Verdiği misal, meselenin özünü açıkça ortaya koyuyordu: Dostunuza tatlı ikram etmek iyi bir şeydir ama eğer o kişi diyabet hastasıysa bu ikram, iyilik değil zehirdir. Kavramların içi boşaltıldığında, iyilik görünen şeyler dahi birer felakete dönüşebilir. İşte bu tespitle, kavram kargaşasına karşı bir duruş sergilendi ve BTP teşkilatları bu konuda adeta bir “and içti.”

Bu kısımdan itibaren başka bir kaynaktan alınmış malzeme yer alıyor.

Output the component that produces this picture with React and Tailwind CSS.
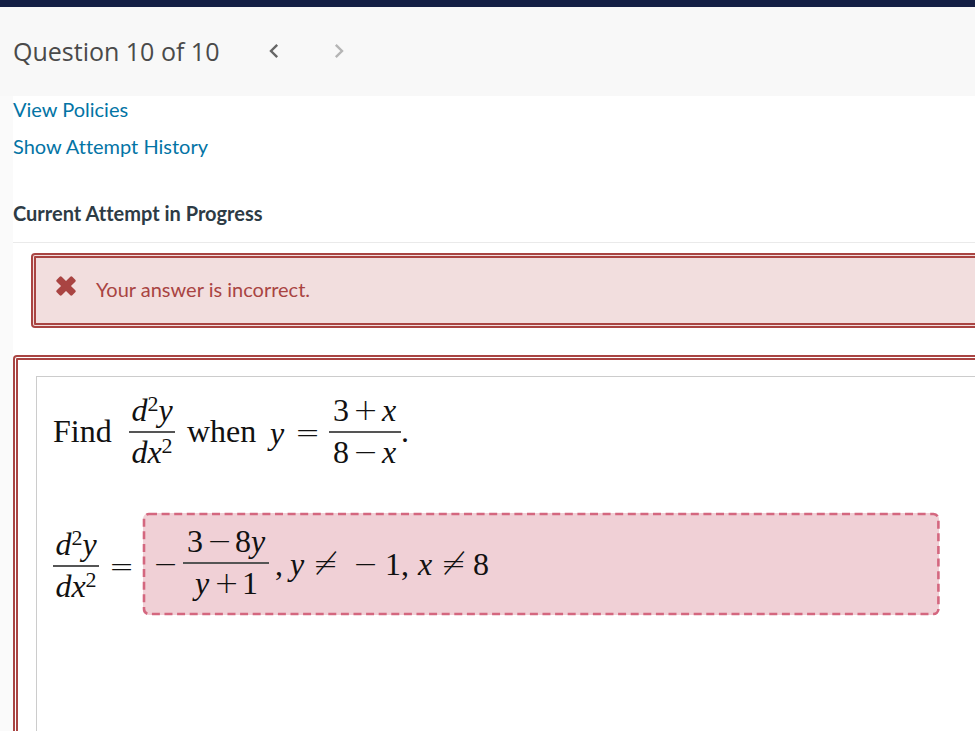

Bu çıkış, yalnızca sözde kalmadı; mevcut hükümetin ve ortaklarının kurduğu sistemin altındaki çürük temelleri ifşa eden bir irade beyanı oldu. Hüseyin Baş’ın ifadesiyle, “Bu çıkışla başlarına dert aldılar.” Çünkü bu sözler, sadece bir eleştiri değil, aynı zamanda millet adına bir uyarı, bir yol gösterme ve bir istikamet tayinidir.
Netice itibarıyla bu kamp, yalnızca bir yaz buluşması değil, gençliğin fikrî, ahlaki ve siyasi olarak yeniden inşa edildiği bir diriliş mektebiydi. Ve bu diriliş, yalnızca BTP kadrolarını değil, Türkiye’nin istikbalini de yakından ilgilendirmektedir.
Bu ülkenin mayasında iman, ruhunda insan sevgisi, istikametinde adalet vardır. Kavramlar çarpıtılsa da gerçekler değişmez. Gençlik ayağa kalktığında, gelecek yeniden inşa edilir. BTP’nin gençliği, bu meşaleyle yalnızca bugünü değil, yarını da aydınlatacak kudrete sahiptir. Bu birlik çağrısı bu milletin her ferdine yöneliktir. Gelin, bizdeki hakikati yeniden hatırlayalım.